**Supplied material:**
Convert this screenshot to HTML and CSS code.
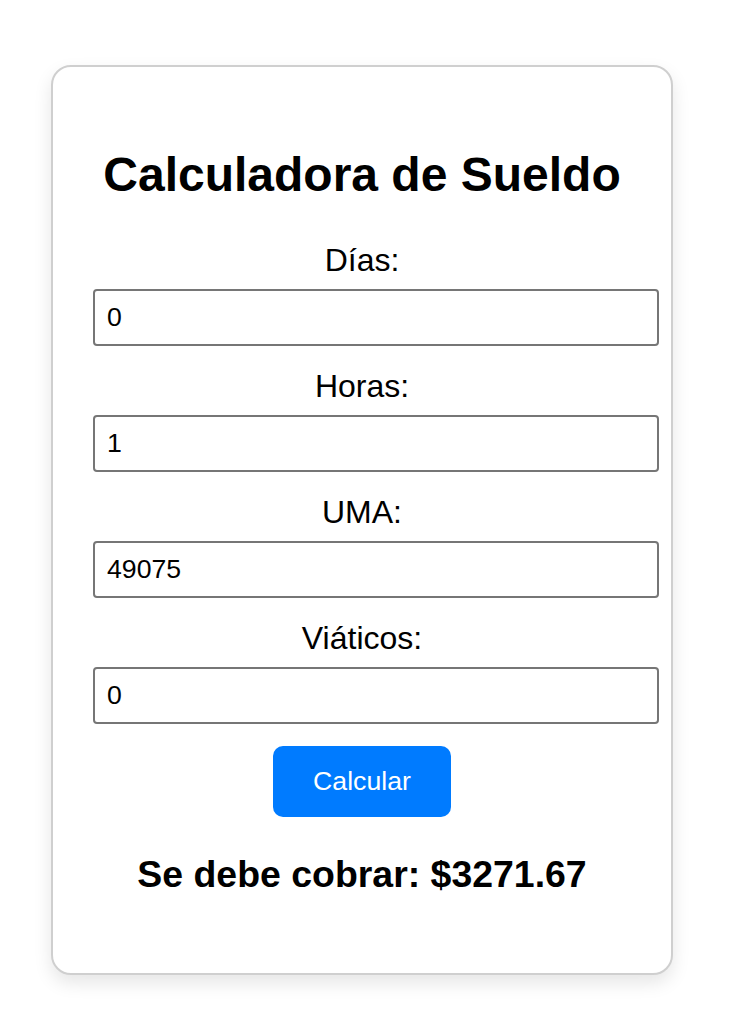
FILE: index.html
```html
<!DOCTYPE html>
<html lang="es">
<head>
<meta charset="utf-8">
<title>Calculadora de Sueldo</title>
<link rel="stylesheet" href="styles.css">
</head>
<body>
<div class="card">
  <h2 class="title">Calculadora de Sueldo</h2>
  <label class="field-label" for="dias">Días:</label>
  <input class="field-input" id="dias" type="text" value="0">
  <label class="field-label" for="horas">Horas:</label>
  <input class="field-input" id="horas" type="text" value="1">
  <label class="field-label" for="uma">UMA:</label>
  <input class="field-input" id="uma" type="text" value="49075">
  <label class="field-label" for="viaticos">Viáticos:</label>
  <input class="field-input" id="viaticos" type="text" value="0">
  <button class="calc-btn" type="button">Calcular</button>
  <h3 class="result">Se debe cobrar: $3271.67</h3>
</div>
</body>
</html>
```

FILE: styles.css
```css
html, body {
  margin: 0;
  padding: 0;
  background: #ffffff;
}

body {
  font-family: "Liberation Sans", Arial, sans-serif;
  color: #000;
  padding-bottom: 49px;
}

.card {
  width: 538px;
  margin: 65px 0 0 51px;
  padding: 40px;
  border: 2px solid #cfcfcf;
  border-radius: 20px;
  box-shadow: 0 8px 18px rgba(0, 0, 0, 0.1);
  text-align: center;
  background: #fff;
}

.title {
  font-size: 48px;
  font-weight: bold;
  margin: 0.83em 0;
}

.field-label {
  display: block;
  font-size: 32px;
  margin-bottom: 10px;
}

.field-input {
  display: block;
  width: 100%;
  box-sizing: content-box;
  padding: 11px 12px;
  margin: 0 0 22px 0;
  border: 2px solid #767676;
  border-radius: 4px;
  font-family: "Liberation Sans", Arial, sans-serif;
  font-size: 26.67px;
  line-height: 31px;
  height: 31px;
  color: #000;
  text-align: left;
  background: #fff;
}

.calc-btn {
  display: block;
  margin: 0 auto;
  padding: 20px 40px;
  border: none;
  border-radius: 10px;
  background: #007bff;
  color: #fff;
  font-family: "Liberation Sans", Arial, sans-serif;
  font-size: 26.67px;
}

.result {
  font-size: 37.44px;
  font-weight: bold;
  margin: 36px 0 37.44px;
}
```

**Exercise:** Without the pictures, retype the whole of the material above exactly.

**Exercise response:**
Convert this screenshot to HTML and CSS code.
FILE: index.html
```html
<!DOCTYPE html>
<html lang="es">
<head>
<meta charset="utf-8">
<title>Calculadora de Sueldo</title>
<link rel="stylesheet" href="styles.css">
</head>
<body>
<div class="card">
  <h2 class="title">Calculadora de Sueldo</h2>
  <label class="field-label" for="dias">Días:</label>
  <input class="field-input" id="dias" type="text" value="0">
  <label class="field-label" for="horas">Horas:</label>
  <input class="field-input" id="horas" type="text" value="1">
  <label class="field-label" for="uma">UMA:</label>
  <input class="field-input" id="uma" type="text" value="49075">
  <label class="field-label" for="viaticos">Viáticos:</label>
  <input class="field-input" id="viaticos" type="text" value="0">
  <button class="calc-btn" type="button">Calcular</button>
  <h3 class="result">Se debe cobrar: $3271.67</h3>
</div>
</body>
</html>
```

FILE: styles.css
```css
html, body {
  margin: 0;
  padding: 0;
  background: #ffffff;
}

body {
  font-family: "Liberation Sans", Arial, sans-serif;
  color: #000;
  padding-bottom: 49px;
}

.card {
  width: 538px;
  margin: 65px 0 0 51px;
  padding: 40px;
  border: 2px solid #cfcfcf;
  border-radius: 20px;
  box-shadow: 0 8px 18px rgba(0, 0, 0, 0.1);
  text-align: center;
  background: #fff;
}

.title {
  font-size: 48px;
  font-weight: bold;
  margin: 0.83em 0;
}

.field-label {
  display: block;
  font-size: 32px;
  margin-bottom: 10px;
}

.field-input {
  display: block;
  width: 100%;
  box-sizing: content-box;
  padding: 11px 12px;
  margin: 0 0 22px 0;
  border: 2px solid #767676;
  border-radius: 4px;
  font-family: "Liberation Sans", Arial, sans-serif;
  font-size: 26.67px;
  line-height: 31px;
  height: 31px;
  color: #000;
  text-align: left;
  background: #fff;
}

.calc-btn {
  display: block;
  margin: 0 auto;
  padding: 20px 40px;
  border: none;
  border-radius: 10px;
  background: #007bff;
  color: #fff;
  font-family: "Liberation Sans", Arial, sans-serif;
  font-size: 26.67px;
}

.result {
  font-size: 37.44px;
  font-weight: bold;
  margin: 36px 0 37.44px;
}
```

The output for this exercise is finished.